A heat network – also called district heating – is a distribution system of insulated pipes that takes heat from a central source and delivers it to a number of domestic or non-domestic buildings. The government has stated that heat networks form an important part of its plan to reduce carbon and cut heating bills for customers, as “they are one of the most cost-effective ways of reducing carbon emissions from heating, and the efficiency and carbon-saving potential increases as they grow and connect to each other.”
Of course, heat networks are not a new approach, especially in delivering heating and hot water to multi-dwelling buildings, such as apartment blocks. In fact, they have been used for two decades or more, but the key difference in recent years has been the opportunity to exploit/incorporate renewable heat sources such as heat pumps.

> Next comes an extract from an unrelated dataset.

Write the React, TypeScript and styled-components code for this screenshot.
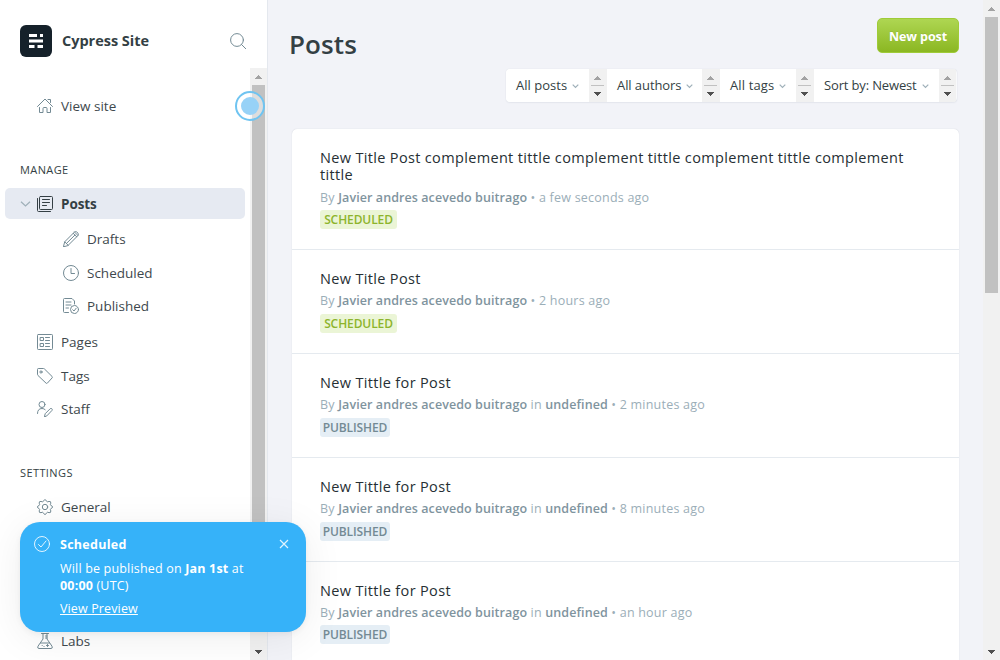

To support this strategy, CIBSE’s CP1 2020 Heat Networks Code of Practice puts even more emphasis on achieving low return water temperatures. A system designed with this approach will have reduced peak-volume flow rates, requiring smaller pipework which will lead to lower heat losses and reduced pumping energy.
Although heat networks are generally technology neutral, low return temperatures have an impact on the transition to low carbon technologies. This has meant that manufacturers, specifiers and heating engineers are now embracing the renewable technology of heat pumps on the primary circuit – commonly referred to as a fourth generation heat networks.